Tanzania to boost fuel reserves amid raging Middle East conflict
President Samia Suluhu Hassan unveils the plaque after laying the foundation stone for the construction of bulk fuel storage tanks at Dar es Salaam Port on March 3, 2026. PHOTO | STATE HOUSE
Dar es Salaam. President Samia Suluhu Hassan on Tuesday directed the Ministry of Energy and other relevant authorities to strengthen Tanzania’s strategic fuel reserves, aiming to shield the country from potential shortages and price hikes amid the ongoing US-Israeli invasion of Iran.
The President made the announcement during the foundation-stone laying ceremony for the construction of new petroleum reserve tanks in Dar es Salaam, a project valued at Sh678.6 billion designed to expand the National Strategic Petroleum Reserve.
“Given current global energy disruptions, it is vital that Tanzania strengthens its capacity to withstand external shocks, including fluctuations in international oil prices,” President Hassan said. “We must ensure that our energy security is not compromised and that supply remains stable for Tanzanians.”
She also urged the Ministry of Transport and the Tanzania Ports Authority (TPA) to ensure that all related infrastructure projects are executed on time, meet international quality standards and fully comply with environmental safeguards.
Global fuel prices have already been affected by recent global developments, rising by 13 percent in the past week, illustrating the country’s vulnerability to international market volatility.
President Hassan emphasised the importance of proactive planning to mitigate the impact of future disruptions. She called for constructive dialogue among global leaders to restore stability in energy markets while stressing that Tanzania must also act decisively to safeguard its economy.
The Sh678.6 billion project will construct modern storage tanks at the Port of Dar es Salaam, expanding national petroleum storage capacity by 378,000 cubic metres—162,000 cubic metres for diesel, 135,000 cubic metres for petrol and 81,000 cubic metres for Jet A-1. Phase one of the project includes 15 storage tanks, full site preparation, perimeter fencing, installation of 1,087 foundation piles and completion of all 15 pile caps. As of 2 March 2026, overall implementation had reached 41 per cent. Completion is scheduled for February 3, 2027, followed by a 12-month defects liability period.
TPA Director General Plasduce Mbosa described the project as transformative, strengthening Tanzania’s energy security and port competitiveness. “The construction contract, worth Sh678.6 billion including VAT, was awarded to a joint venture between China Railway Major Bridge Engineering Group Co Ltd and WUHUAN Engineering Co. Ltd, while supervision is being undertaken at a cost of Sh23.2 billion,” he said.

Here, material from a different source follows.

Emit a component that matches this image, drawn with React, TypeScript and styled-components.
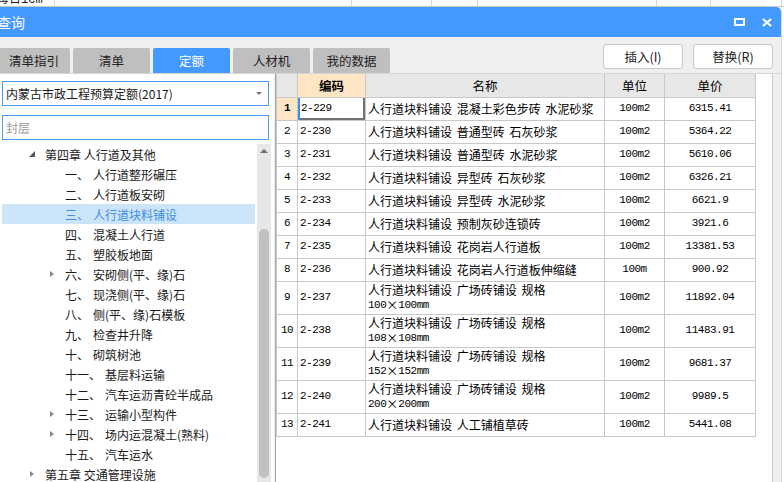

He noted that upon completion, the project will double oil handling capacity from six to 12 million metric tons annually and eliminate daily demurrage charges of $25,000, previously passed on to consumers. The initiative has also already delivered socio-economic benefits: of 325 jobs created, 279 have been filled by Tanzanians, while local enterprises are supplying goods and services and young professionals are gaining valuable technical skills.
President Hassan described the project as a cornerstone of Tanzania’s economic transformation and energy security agenda. She reaffirmed that the project aligns with the ruling party’s 2020 election commitment to develop modern transport infrastructure that meets international standards while safeguarding the environment. “Tanzania has made steady progress in upgrading its ports and logistics systems to boost efficiency and competitiveness,” she said. “The expansion of the Port of Dar es Salaam and other maritime gateways has enabled the country to receive larger vessels and handle increasing cargo volumes.”
She stressed that infrastructure development must comply with global standards and environmental protection principles to ensure long-term sustainability. Beyond expanding storage capacity, the President highlighted the need for integrated systems to monitor fuel quantities and quality from offloading to distribution. “Systems must be integrated so that there are no gaps that allow the loss of public funds,” she said.
The President directed contractors and consultants to implement the taxpayer-funded project according to required standards and complete it on schedule. She confirmed that she had laid the foundation stone and urged rapid construction progress, targeting inauguration of the facility in February or March 2027.
President Hassan also reaffirmed the government’s broader vision of positioning Tanzania as a regional trade and energy hub. She noted that increased private sector participation in port management has improved efficiency, expanded capacity and boosted customs revenue from Sh7.3 trillion in 2020 to Sh12.3 trillion in the 2024–2025 fiscal year.
Transport minister Makame Mbarawa added that strategic investments in dry ports such as Kwala, strengthened rail services and partnerships with private sector operators, including DP World and TEATGL, are enhancing cargo movement, reducing congestion and improving overall efficiency. “Our collaboration with private partners demonstrates our commitment to building a modern, reliable and competitive transport system that supports economic growth and serves all Tanzanians,” he said.